Le sarkozisme, ça se vend comme une lessive !
Cet article vient clore une série d’articles qui aurait pu s’intituler "Le sarkozisme pour les nuls" ou "Petit guide illustré du sarkozisme". Nous avons parlé des valeurs et des procédés, nous allons voir aujourd’hui la méthode de vente du sarkozisme. Et pour cela, rien de plus simple que d’étudier les codes de la publicité pour la lessive.
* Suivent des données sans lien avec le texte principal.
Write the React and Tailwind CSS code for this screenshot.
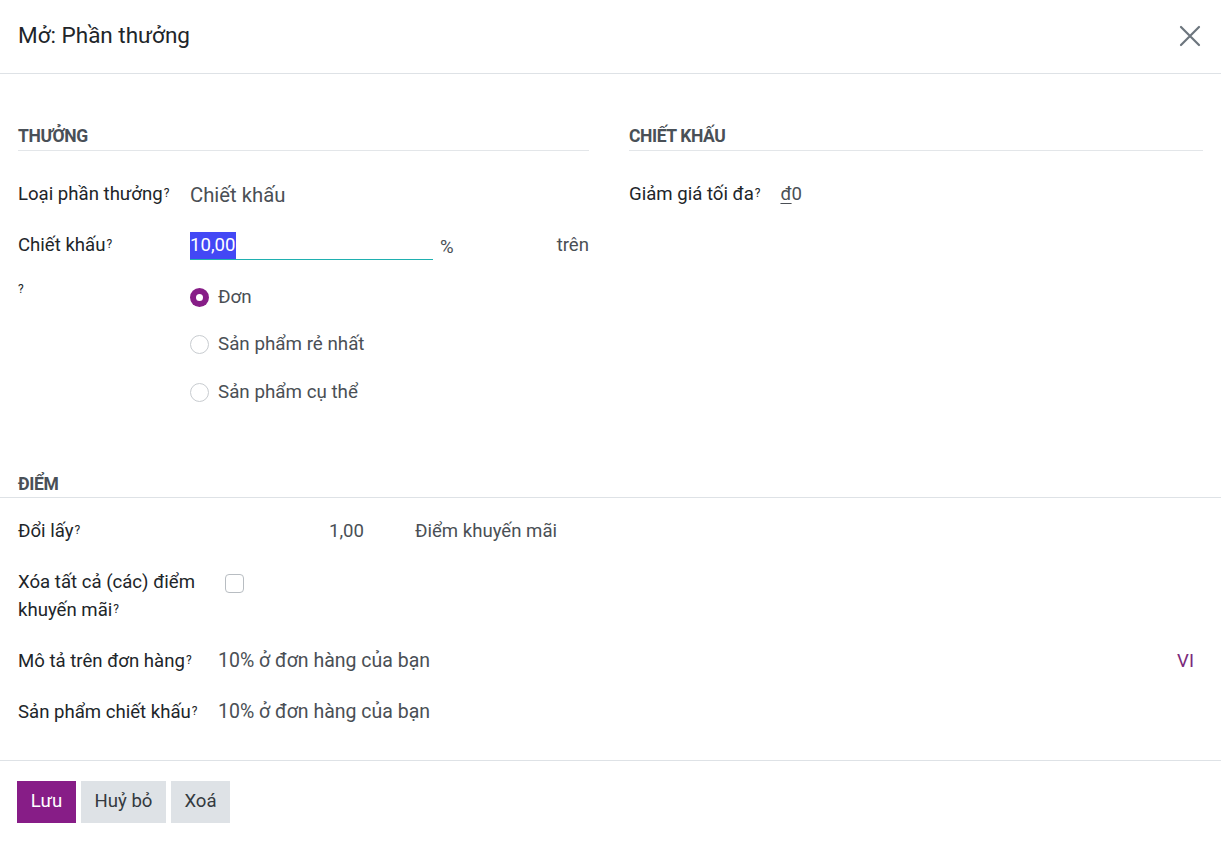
import React from "react";

const Q = () => <sup className="text-[12px] ml-[1px] relative -top-[3px]">?</sup>;

function Radio({ checked, label }) {
  return (
    <div className="flex items-center h-[20px]">
      {checked ? (
        <span className="w-[19px] h-[19px] rounded-full bg-[#871d87] flex items-center justify-center">
          <span className="w-[7px] h-[7px] rounded-full bg-white" />
        </span>
      ) : (
        <span className="w-[19px] h-[19px] rounded-full border border-[#c8ccd0] bg-white" />
      )}
      <span className="ml-[9px] text-[#4a4f55] text-[18.8px]">{label}</span>
    </div>
  );
}

export default function App() {
  return (
    <div
      className="w-[1221px] h-[843px] bg-white text-[#212529] text-[18.6px] flex flex-col"
      style={{ fontFamily: "Roboto, 'Noto Sans', sans-serif" }}
    >
      {/* header */}
      <div className="h-[74px] border-b border-[#dee2e6] flex items-center justify-between pl-[18px] pr-[20px] shrink-0">
        <h1 className="text-[22.5px] text-[#212529] leading-none -mt-[2px]">Mở: Phần thưởng</h1>
        <svg width="22" height="22" viewBox="0 0 22 22" className="-mt-[2px]">
          <path d="M2 2 L20 20 M20 2 L2 20" stroke="#6c757d" strokeWidth="2.2" strokeLinecap="round" />
        </svg>
      </div>

      {/* body */}
      <div className="flex-1 flex flex-col">
        <div className="flex pt-[50px] px-[18px] gap-[40px]">
          {/* left column */}
          <div className="w-[571px]">
            <div className="border-b border-[#e3e6e9] h-[27px]">
              <h2 className="font-bold text-[17.5px] text-[#495057] tracking-[-0.4px] leading-[25px]">THƯỞNG</h2>
            </div>
            <div className="flex mt-[29px] h-[30px] items-start">
              <div className="w-[172px] leading-[28px]">Loại phần thưởng<Q /></div>
              <div className="text-[20.3px] text-[#4a4f55] leading-[30px]">Chiết khấu</div>
            </div>
            <div className="flex mt-[21px] items-start">
              <div className="w-[172px] leading-[28px]">Chiết khấu<Q /></div>
              <div className="w-[243px] border-b border-[#1fb0b0] h-[29px] flex items-center">
                <span className="bg-[#4348f5] text-white text-[18.6px] leading-[27px] pr-[1px]">10,00</span>
              </div>
              <span className="ml-[7px] text-[#4a4f55] leading-[32px]">%</span>
              <span className="ml-auto text-[#4a4f55] leading-[28px]">trên</span>
            </div>
            <div className="flex mt-[18px]">
              <div className="w-[172px] text-[12px] leading-[20px] -mt-[2px]">?</div>
              <div className="flex flex-col gap-[27.5px] pt-[6px]">
                <Radio checked label="Đơn" />
                <Radio label="Sản phẩm rẻ nhất" />
                <Radio label="Sản phẩm cụ thể" />
              </div>
            </div>
          </div>

          {/* right column */}
          <div className="flex-1">
            <div className="border-b border-[#e3e6e9] h-[27px]">
              <h2 className="font-bold text-[17.5px] text-[#495057] tracking-[-0.4px] leading-[25px]">CHIẾT KHẤU</h2>
            </div>
            <div className="flex mt-[29px] items-start">
              <div className="leading-[28px]">Giảm giá tối đa<Q /></div>
              <div className="ml-[20px] leading-[28px] text-[#4a4f55]">
                <span className="underline underline-offset-[3px] decoration-1">đ</span>0
              </div>
            </div>
          </div>
        </div>

        {/* ĐIỂM */}
        <div className="mt-[68px] border-b border-[#dee2e6] px-[18px] h-[28px]">
          <h2 className="font-bold text-[17.5px] text-[#495057] tracking-[-0.4px] leading-[28px]">ĐIỂM</h2>
        </div>
        <div className="px-[18px] flex flex-col">
          <div className="flex items-start mt-[19px]">
            <div className="w-[311px] leading-[28px]">Đổi lấy<Q /></div>
            <div className="w-[86px] text-[#4a4f55] leading-[28px]">1,00</div>
            <div className="text-[#4a4f55] leading-[28px]">Điểm khuyến mãi</div>
          </div>
          <div className="flex items-start mt-[23px]">
            <div className="w-[207px] leading-[28px]">
              Xóa tất cả (các) điểm<br />khuyến mãi<Q />
            </div>
            <span className="mt-[6px] w-[19px] h-[19px] rounded-[4px] border border-[#b8bdc2] bg-white" />
          </div>
          <div className="flex items-start mt-[23px]">
            <div className="w-[200px] leading-[28px]">Mô tả trên đơn hàng<Q /></div>
            <div className="text-[#4a4f55] text-[19.5px] leading-[28px]">10% ở đơn hàng của bạn</div>
            <div className="ml-auto mr-[9px] text-[#7b2a7b] leading-[28px]">VI</div>
          </div>
          <div className="flex items-start mt-[23px]">
            <div className="w-[200px] leading-[28px]">Sản phẩm chiết khấu<Q /></div>
            <div className="text-[#4a4f55] text-[19.5px] leading-[28px]">10% ở đơn hàng của bạn</div>
          </div>
        </div>
      </div>

      {/* footer */}
      <div className="h-[83px] border-t border-[#dee2e6] flex items-start pt-[20px] pl-[17px] gap-[5px] shrink-0">
        <button className="h-[42px] w-[59px] bg-[#871d87] text-white text-[18.6px]">Lưu</button>
        <button className="h-[42px] w-[85px] bg-[#dee2e6] text-[#343a40] text-[18.6px]">Huỷ bỏ</button>
        <button className="h-[42px] w-[59px] bg-[#dee2e6] text-[#343a40] text-[18.6px]">Xoá</button>
      </div>
    </div>
  );
}
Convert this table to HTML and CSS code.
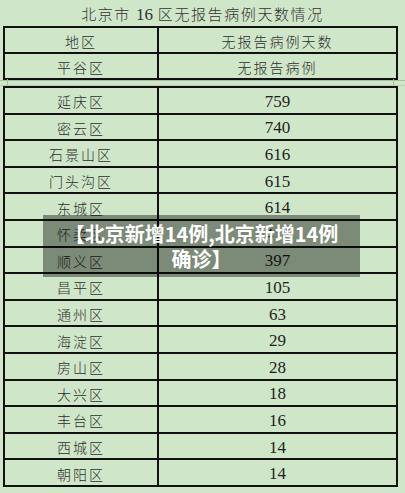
FILE: index.html
```html
<!DOCTYPE html>
<html lang="zh-CN">
<head>
<meta charset="utf-8">
<title>北京市16区无报告病例天数情况</title>
<link rel="stylesheet" href="styles.css">
</head>
<body>
<div class="page">
  <h1 class="title">北京市 <span class="num">16</span> 区无报告病例天数情况</h1>
  <div class="sheet head">
    <div class="cell zh">地区</div><div class="cell zh">无报告病例天数</div>
    <div class="cell zh">平谷区</div><div class="cell zh">无报告病例</div>
  </div>
  <div class="gap"><span class="gl"></span><span class="gr"></span></div>
  <div class="sheet body">
    <div class="cell zh">延庆区</div><div class="cell num">759</div>
    <div class="cell zh">密云区</div><div class="cell num">740</div>
    <div class="cell zh">石景山区</div><div class="cell num">616</div>
    <div class="cell zh">门头沟区</div><div class="cell num">615</div>
    <div class="cell zh">东城区</div><div class="cell num">614</div>
    <div class="cell zh">怀柔区</div><div class="cell num">417</div>
    <div class="cell zh">顺义区</div><div class="cell num">397</div>
    <div class="cell zh">昌平区</div><div class="cell num">105</div>
    <div class="cell zh">通州区</div><div class="cell num">63</div>
    <div class="cell zh">海淀区</div><div class="cell num">29</div>
    <div class="cell zh">房山区</div><div class="cell num">28</div>
    <div class="cell zh">大兴区</div><div class="cell num">18</div>
    <div class="cell zh">丰台区</div><div class="cell num">16</div>
    <div class="cell zh">西城区</div><div class="cell num">14</div>
    <div class="cell zh">朝阳区</div><div class="cell num">14</div>
  </div>
  <div class="caption">【北京新增14例,北京新增14例<br>确诊】</div>
</div>
</body>
</html>
```

FILE: styles.css
```css
html, body {
  margin: 0;
  padding: 0;
  background: #cfe6c9;
}
.page {
  position: relative;
  width: 405px;
  height: 493px;
  overflow: hidden;
  background: #cfe6c9;
  font-family: "Noto Sans CJK SC", "Noto Sans CJK JP", sans-serif;
  color: #2b2b2b;
}
.title {
  margin: 0;
  height: 26px;
  padding-top: 2px;
  box-sizing: border-box;
  line-height: 24px;
  text-align: center;
  font-size: 15px;
  font-weight: 300;
  letter-spacing: 1.6px;
  color: #333;
}
.title .num {
  font-family: "Liberation Serif", serif;
  font-size: 17px;
  font-weight: 400;
  letter-spacing: 0;
}
.sheet {
  display: grid;
  grid-template-columns: 154px 239px;
  margin-left: 3px;
  width: 393px;
  border-top: 2px solid #111;
  border-left: 2px solid #111;
  box-sizing: content-box;
}
.sheet.head { grid-auto-rows: 26px; }
.sheet.body { grid-auto-rows: 26.6px; }
.cell {
  display: flex;
  align-items: center;
  justify-content: center;
  box-sizing: border-box;
  border-right: 2px solid #111;
  border-bottom: 2px solid #111;
  padding-top: 2px;
  white-space: nowrap;
  line-height: 1;
}
.sheet .cell:nth-child(odd) { width: 154px; }
.zh {
  font-family: "Noto Sans CJK SC", "Noto Sans CJK JP", sans-serif;
  font-size: 14px;
  font-weight: 300;
  letter-spacing: 2px;
  color: #2e2e2e;
}
.cell.num {
  font-family: "Liberation Serif", serif;
  font-size: 17px;
  color: #1e1e1e;
}
.gap {
  position: relative;
  height: 6px;
  border-top: 1px solid #a9bca5;
  box-sizing: border-box;
}
.gap::after {
  content: "";
  position: absolute;
  left: 0;
  right: 0;
  top: 4px;
  border-top: 1px solid #b9cbb5;
}
.gl, .gr {
  position: absolute;
  top: -2px;
  bottom: 0;
  border-left: 1px solid #a9bca5;
}
.gl { left: 7px; }
.gr { left: 393px; }
.caption {
  position: absolute;
  left: 43px;
  top: 215px;
  width: 317px;
  height: 62px;
  box-sizing: border-box;
  padding: 6px 4px 0;
  background: rgba(0, 0, 0, 0.4);
  color: #fff;
  font-family: "Noto Sans CJK SC", "Noto Sans CJK JP", sans-serif;
  font-weight: 700;
  font-size: 20px;
  line-height: 25px;
  text-align: center;
}
```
"Le sarkozisme pour les nuls" n’existe pas en librairie. La série d’article que ce papier vient compléter aurait pu inspirer un tel ouvrage. Nous avons vu dans "Argent gagné = argent mérité" que le sarkozisme reposait sur des axiomes, c’est-à-dire des vérités présentées comme incontestables et n’ayant pas besoin d’être démontrées. Nous avons vu que les slogans pouvaient être interprétés différemment selon les perceptions et qu’ainsi "Avec Sarkozy, tout devient possible" signifiait aussi "Avec Sarkozy, tout est permis" (affaire Tapie). Nous avons également vu comment, maniant la main de fer et la langue de bois, Nicolas Sarkozy s’est auto-érigé au statut de "Président absolu" et que, bien que chef d’Etat, il n’en assumait pas tous les devoirs prévus par la Constitution, notamment son rôle de chef des armées ("Sarkozy, le chef désarmé"). Nous avons pu examiner de quelle façon il s’y prenait pour réduire le citoyen et la démocratie ("Né un 14 juillet", "La fusée à 6 étages de la démocratie"). Et enfin, nous avons évoqué la tactique sarkozienne du "Diviser plus pour régner plus" (et régner plus pour gagner plus).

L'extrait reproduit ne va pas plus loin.